Livy can be accessed through the %livy interpreter in Zeppelin notebooks, but direct use of Livy REST APIs is not supported.

Livy supports Kerberos, but does not require it.

The following graphic shows process communication among Zeppelin, Livy, and Spark:

On an Ambari-managed cluster, Livy is available as an option when you install Spark. After installing Livy, complete the following configuration steps.

  1. (Optional, for Kerberos-enabled clusters) Ensure that access is enabled only for groups and hosts where Livy runs.

  2. Specify the Livy host URL:

    1. Navigate to the Interpreter configuration page in the Zeppelin Web UI.

    2. In the livy interpreter section, make sure that the zeppelin.livy.url property contains the full Livy host name; replace localhost if necessary.

    3. Scroll down to the "Save" button, and click "Save".

    Note: on an Ambari-managed cluster you can find the Livy host from the Ambari dashboard: navigate to Spark > Summary > Livy Server.
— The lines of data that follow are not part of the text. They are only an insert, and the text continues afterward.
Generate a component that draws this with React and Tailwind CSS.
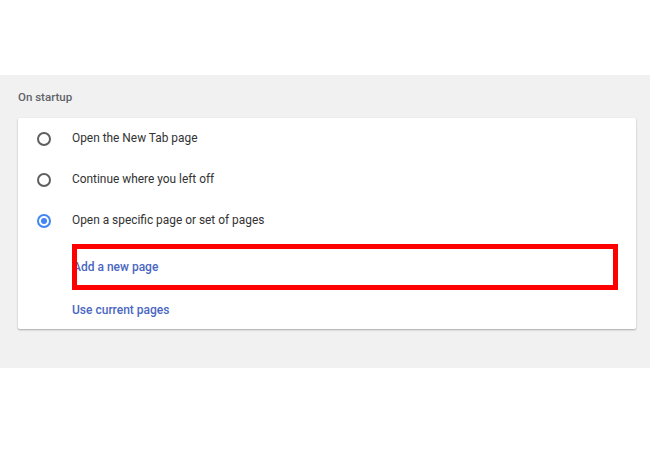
const options = [
  { label: "Open the New Tab page", checked: false },
  { label: "Continue where you left off", checked: false },
  { label: "Open a specific page or set of pages", checked: true },
];

const Radio = ({ checked }) =>
  checked ? (
    <div className="w-[14px] h-[14px] rounded-full border-2 border-[#4285f4] flex items-center justify-center">
      <div className="w-[6px] h-[6px] rounded-full bg-[#4285f4]" />
    </div>
  ) : (
    <div className="w-[14px] h-[14px] rounded-full border-2 border-[#5f5f5f]" />
  );

export default function App() {
  return (
    <div className="w-[650px] h-[450px] bg-white font-['Roboto',sans-serif]">
      <div className="h-[75px]" />

      {/* Settings section */}
      <div className="bg-[#f1f1f1] pt-[14px] pb-[39px] px-[18px] w-[650px]">
        <div className="h-4 leading-4 text-[11.5px] font-medium text-[#5f6368]">On startup</div>

        <div className="mt-[13px] w-[618px] bg-white rounded-[2px] shadow-[0_1px_2px_rgba(0,0,0,0.3)]">
          {options.map((opt) => (
            <div key={opt.label} className="h-[41px] flex items-center pl-[19px]">
              <Radio checked={opt.checked} />
              <span className="ml-[21px] text-[11.9px] text-[#333333]">{opt.label}</span>
            </div>
          ))}

          <div className="relative h-[49px] pt-[3px] flex items-center pl-[55px]">
            <span className="text-[12px] font-medium text-[#4a67c2]">Add a new page</span>
            {/* highlight annotation */}
            <div className="absolute left-[54px] right-[18px] top-[3px] h-[46px] border-[5px] border-[#ff0000]" />
          </div>

          <div className="h-[39px] flex items-center pl-[54px]">
            <span className="text-[12px] font-medium text-[#4a67c2]">Use current pages</span>
          </div>
        </div>
      </div>
    </div>
  );
}
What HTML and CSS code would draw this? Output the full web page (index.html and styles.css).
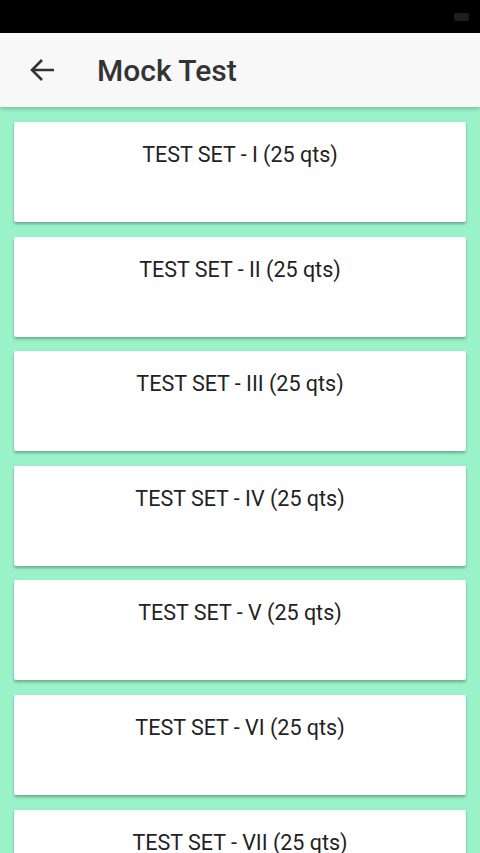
FILE: index.html
```html
<!DOCTYPE html>
<html lang="en">
<head>
  <meta charset="UTF-8">
  <title>Mock Test</title>
  <link rel="stylesheet" href="styles.css">
</head>
<body>

<div class="status-bar">
  <span class="battery"></span>
</div>

<header class="app-bar">
  <svg class="back" width="26" height="24" viewBox="0 0 26 24">
    <path d="M25 12H3M13 2L3 12l10 10" fill="none" stroke="#333" stroke-width="2.6"/>
  </svg>
  <h1>Mock Test</h1>
</header>

<main class="list">
  <div class="card">TEST SET - I (25 qts)</div>
  <div class="card">TEST SET - II (25 qts)</div>
  <div class="card">TEST SET - III (25 qts)</div>
  <div class="card">TEST SET - IV (25 qts)</div>
  <div class="card">TEST SET - V (25 qts)</div>
  <div class="card">TEST SET - VI (25 qts)</div>
  <div class="card">TEST SET - VII (25 qts)</div>
</main>

</body>
</html>
```

FILE: styles.css
```css
html, body {
  margin: 0;
  height: 853px;
  overflow: hidden;
}
body {
  font-family: Roboto, 'Noto Sans', sans-serif;
  background: #9af2c9;
  color: #222;
}
.status-bar {
  height: 33px;
  background: #000;
  display: flex;
  justify-content: flex-end;
  align-items: center;
  padding-right: 11px;
}
.battery {
  width: 15px;
  height: 8px;
  border-radius: 2px;
  background: #1e1e1e;
}
.app-bar {
  height: 74px;
  background: #f8f8f8;
  display: flex;
  align-items: center;
  padding-left: 29px;
  box-shadow: 0 2px 4px rgba(0,0,0,0.2);
  position: relative;
}
.back {
  display: block;
}
.app-bar h1 {
  margin: 0 0 0 42px;
  font-size: 30px;
  font-weight: 500;
  color: #333;
}
.list {
  padding: 15px 14px;
  display: flex;
  flex-direction: column;
  gap: 14.6px;
}
.card {
  background: #fff;
  height: 100px;
  box-sizing: border-box;
  padding-top: 20px;
  text-align: center;
  font-size: 21.5px;
  line-height: 26px;
  border-radius: 2px;
  box-shadow: 0 2px 3px rgba(0,0,0,0.3);
  flex-shrink: 0;
}
```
  3. (Optional) Configure Livy impersonation:

    1. From the Ambari dashboard, navigate to Spark > Configs.

    2. Open the "Custom livy-conf" category.

    3. Ensure that livy.superusers is listed; if not, add the property.

    4. Set livy.superusers to the user account associated with Zeppelin, zeppelin.livy.principal.

      For example, if zeppelin.livy.principal is zeppelin-sr1@example.com, set livy.superusers to the same account, zeppelin-sr1@example.com.

  4. (Optional) Specify a timeout value for Livy sessions.

    By default, Livy preserves cluster resources by recycling sessions after one hour of session inactivity. When a Livy session times out, the Livy interpreter must be restarted.

    To specify a larger or smaller value using Ambari, navigate to the livy.server.session.timeout property in the "Advanced livy-conf" section of the Spark service. Specify the timeout in milliseconds (the default, one hour, is 3600000):

  5. If you changed any Livy interpreter settings, restart the Livy interpreter.

    Navigate to the Interpreter configuration page in the Zeppelin Web UI. Locate the Livy interpreter and click "restart":

To verify that the Livy server is running, access the Livy web UI in a browser window. The default port is 8998:

http://<livy-hostname>:8998/